Vera shifted in her chair in anguish. “That is not true! The fact that we’re genetically identical means nothing. We are very, very different. She’s a cheat, she’s evil, she’s wrong.”

There was no more “Radmila.” Once there had been a Radmila, and she and Radmila had been the same. They had been the great septet of caryatids: seven young women, superwomen, cherished and entirely spe­cial, designed and created for the single mighty purpose of averting the collapse of the world. They were meant to support and bear its every woe.

The world had collapsed and the caryatids were scattered all over: they were wrecked, shot, exposed, scattered and broken into pieces, their creator hunted and hounded like a monster… And in the place of beautiful Radmila, magical Radmila, that noble creature Vera had loved much better than herself, there was only the diseased and deca­dent “Mila Montalban.” A rich actress in Los Angeles. Mila Montalban took drugs and dressed like a prostitute.

“Vera, why do you say such cruel things? Your brother George—he suffered like you suffered, but he would never say such demeaning things about his sisters.”

Far from calming her, these words spurred instant, uncontrollable fury. “I hate Radmila! Radmila makes me sick! I wish that Radmila was dead! Bratislava died. Svetlana, Kosara, they died, too! I wish Radmila had died with them, she should have died! Running away from me, foreverthat was only a foul thing to do… “

“I know that you don’t really feel that way about your sisters.”

“They’re not my sisters, and of course I feel that way. They should never have existed, and never walked the Earth. They belong in the grave.”

“Your brother George is alive and he’s walking the Earth,” said Her­bert calmly. “You talk to George sometimes, you’re not entirely isolated from your family. You don’t hate George in that profound way, do you?”

Vera wiped hot tears from her cheeks. She deeply resented her brother Djordje. Djordje lived in Vienna. Djordje had disowned his past, built his shipping business, found some stupid Austrian girl to put up with him, and had two children.
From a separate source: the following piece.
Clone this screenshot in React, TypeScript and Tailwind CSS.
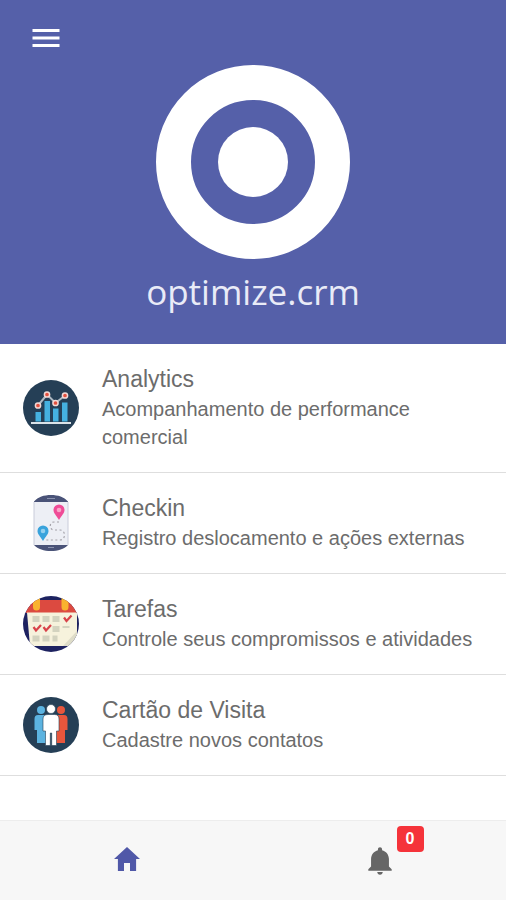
import React from "react";
import { IoMdHome, IoMdMenu, IoMdNotifications } from "react-icons/io";

function TargetLogo() {
  return (
    <svg viewBox="0 0 194 194" className="size-[194px]" aria-hidden="true">
      <circle cx="97" cy="97" r="79.5" fill="none" stroke="#fff" strokeWidth="35" />
      <circle cx="97" cy="97" r="35" fill="#fff" />
    </svg>
  );
}

function AnalyticsIcon() {
  return (
    <svg viewBox="0 0 56 56" className="size-14" aria-hidden="true">
      <circle cx="28" cy="28" r="28" fill="#253f56" />
      <path d="M12.500 32h5.500v9.500h-5.500zM21.500 21h5.500v20.500h-5.500zM30 28.500h5.500v13H30zM39 22.500h5.500v19H39z" fill="#45b1e0" />
      <path d="M8 42h40v2H8z" fill="#dbe3e9" />
      <path d="m15 25.500 9-11 8.500 8.500L42 15.500" fill="none" stroke="#aeb9c3" strokeWidth="2" />
      <g fill="#e2503f" stroke="#f3d9d6" strokeWidth="1.500">
        <circle cx="15" cy="25.500" r="2.600" />
        <circle cx="24" cy="14.500" r="2.600" />
        <circle cx="32.500" cy="23" r="2.600" />
        <circle cx="42" cy="15.500" r="2.600" />
      </g>
    </svg>
  );
}

function CheckinIcon() {
  return (
    <svg viewBox="0 0 56 56" className="size-14" aria-hidden="true">
      <path d="M11 9V6.500C15 2 21 0 28 0s13 2 17 6.500V9zM11 48v2c4 4 10 6 17 6s13-2 17-6v-2z" fill="#4a5378" />
      <path d="M24 3.500h8M25 52.500h6" stroke="#8b93af" strokeWidth="1" />
      <path d="M11 7h34v43H11z" fill="#edeff5" />
      <path d="M11 7v43M45 7v43" stroke="#c9ccda" strokeWidth="1" />
      <path
        d="M36 27h-5c-5 0-5 8 0 8h6c6 0 6 10 0 10H22"
        fill="none"
        stroke="#a3a1a8"
        strokeWidth="1.200"
        strokeDasharray="2 2.500"
      />
      <path d="M36 25c-3-5-5.500-7-5.500-10a5.500 5.500 0 0 1 11 0c0 3-2.500 5-5.500 10z" fill="#ef4c97" />
      <circle cx="36" cy="15" r="2.300" fill="#f9a5c8" />
      <path d="M20 46c-3-5-5.500-7-5.500-10a5.500 5.500 0 0 1 11 0c0 3-2.500 5-5.500 10z" fill="#39a3dc" />
      <circle cx="20" cy="36" r="2.300" fill="#93d0ef" />
    </svg>
  );
}

function TasksIcon() {
  return (
    <svg viewBox="0 0 56 56" className="size-14" aria-hidden="true">
      <clipPath id="tasks-disc">
        <circle cx="28" cy="28" r="28" />
      </clipPath>
      <g clipPath="url(#tasks-disc)">
        <path d="M0 0h56v56H0z" fill="#1d2260" />
        <path d="M4 4h48l3 13H3z" fill="#dc4a40" />
        <path d="M4 16.500h50v22L42 50H7z" fill="#f6f2dc" />
        <path d="M54 35 40 50h14z" fill="#dedcc8" />
        <path d="M10 2h7v9a3.500 3.500 0 0 1-7 0zM38.500 2h7v9a3.500 3.500 0 0 1-7 0z" fill="#f9b32f" />
        <path
          d="M9.500 20h7v6h-7zM19.500 20h7v6h-7zM29.500 20h7v6h-7zM29.500 30h7v6h-7zM39.500 30h7v2h-7zM9.500 39.500h7v6h-7zM19.500 39.500h7v6h-7zM29.500 39.500h5v6h-5z"
          fill="#d3d3bf"
        />
        <path
          d="m10.500 31 2.500 3.500 5-5.500M20.500 31l2.500 3.500 5-5.500M41 21.500l2.500 3.500 5-5.500"
          fill="none"
          stroke="#d8434a"
          strokeWidth="2.200"
        />
      </g>
    </svg>
  );
}

function ContactsIcon() {
  return (
    <svg viewBox="0 0 56 56" className="size-14" aria-hidden="true">
      <circle cx="28" cy="28" r="28" fill="#253f56" />
      <g fill="#5cb3e0">
        <circle cx="18" cy="13" r="4" />
        <path d="M15 18h7q4 0 4 4v24H14V33h-2.500V22q0-4 3.500-4z" />
      </g>
      <g fill="#e8563c">
        <circle cx="38" cy="13" r="4" />
        <path d="M34 18h7q3.500 0 3.500 4v11H42v13H30V22q0-4 4-4z" />
      </g>
      <g fill="#fff" stroke="#253f56" strokeWidth=".6">
        <circle cx="28" cy="12" r="4.500" />
        <path d="M25 17.500h6.500q4.500 0 4.500 4.500v12h-2.500v14.500h-4.800V36h-1.400v12.500h-4.800V34H20V22q0-4.500 5-4.500z" />
      </g>
    </svg>
  );
}

const menuItems = [
  {
    title: "Analytics",
    description: "Acompanhamento de performance comercial",
    icon: <AnalyticsIcon />,
  },
  {
    title: "Checkin",
    description: "Registro deslocamento e ações externas",
    icon: <CheckinIcon />,
  },
  {
    title: "Tarefas",
    description: "Controle seus compromissos e atividades",
    icon: <TasksIcon />,
  },
  {
    title: "Cartão de Visita",
    description: "Cadastre novos contatos",
    icon: <ContactsIcon />,
  },
];

function App() {
  return (
    <div className="flex min-h-screen flex-col bg-white font-['Liberation_Sans',Arial,sans-serif]">
      <header className="bg-[#5560a9] px-7 pt-5 pb-7 text-white">
        <button type="button" aria-label="Menu" className="block cursor-pointer">
          <IoMdMenu className="size-9" />
        </button>
        <div className="mt-[9px] flex flex-col items-center">
          <TargetLogo />
          <h1 className="mt-2 font-['Open_Sans','Noto_Sans',sans-serif] text-[35px] leading-[49px] text-[#e9ebf7]">
            optimize.crm
          </h1>
        </div>
      </header>

      {/* Main menu */}
      <main>
        <ul>
          {menuItems.map((item) => (
            <li key={item.title} className="border-b border-[#dedede]">
              <a href="#" className="flex items-center pr-6 pl-[23px]">
                <span className="shrink-0">{item.icon}</span>
                <span className="ml-[23px] flex-1 pt-[19px] pb-[21px] text-[#6c6c6c]">
                  <span className="block text-[23px] leading-8">{item.title}</span>
                  <span className="block text-xl leading-7">{item.description}</span>
                </span>
              </a>
            </li>
          ))}
        </ul>
      </main>

      {/* Bottom tabs */}
      <nav className="mt-auto flex h-20 border-t border-[#ededed] bg-[#f7f7f7]">
        <a href="#" aria-label="Home" className="flex flex-1 items-center justify-center pb-1 text-[#5058a8]">
          <IoMdHome className="size-8" />
        </a>
        <a href="#" aria-label="Notifications" className="flex flex-1 items-center justify-center text-[#666]">
          <span className="relative">
            <IoMdNotifications className="size-[34px]" />
            <span className="absolute -top-[18px] left-[34px] flex h-[26px] w-[27px] items-center justify-center rounded bg-[#f5333a] text-base font-bold text-white">
              0
            </span>
          </span>
        </a>
      </nav>
    </div>
  );
}

export default App;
Nowadays, Djordje called himself “George Zweig.”

She didn’t exactly want Djordje dead—he was useful—but whenever Djordje tried to talk to her (which was far too often), Djordje scolded her. Djordje wanted her to leave Mljet, leave the Acquis, get married, and become limited and woodenheaded and stupid and useless to everybody and to the world, just like himself and his fat, ugly wife.

The existence of Djordje was a curse. Still, Djordje never gave her the absolute loathing that she felt in the core of her being at the very thought of her sisters. No one who had failed to know the depth of their union could ever know the rage and pain of their separation. And no­body knew the depth of their shattered union: not their tutors, not their machines, not even “George,” not even their so-called mother.

“Herbert, please. Stop debriefing me about my family. That is useless and stupid. I don’t have any family. We were never a family. We were a crazy pack of mutant creatures.”

“What about that tough girl, the army medic? George seems pretty close to her—they speak.”

“Sonja is far away. Sonja is on some battlefield in China. Sonja should be dead soon. People who go into China, they never come back out.”

“Where does your other sister ‘walk the Earth’ these days?”

Vera shouted at him. “We are Vera, Sonja, and Radmila! Those are our names. And our brother is Djordje. ‘George.’”

“Look, I know for a fact there are four of you girls.”

“Don’t you ever speak one word about Biserka! Biserka is like our mother: we never speak about that woman, ever. Our mother belongs in prison!”

“Isn’t orbit a kind of prison?”

An ugly dizziness seized Vera. She felt like a vivisected dog.

Finally she picked up the idle bowl of cooling breakfast and drank it all.

Moments passed. Herbert turned on a camp situation report, which flashed into its silent life on the luminescent fabric of his tent.

“You’re feeling better now,” he told her. “You’ve been purged of all that, a little, again.”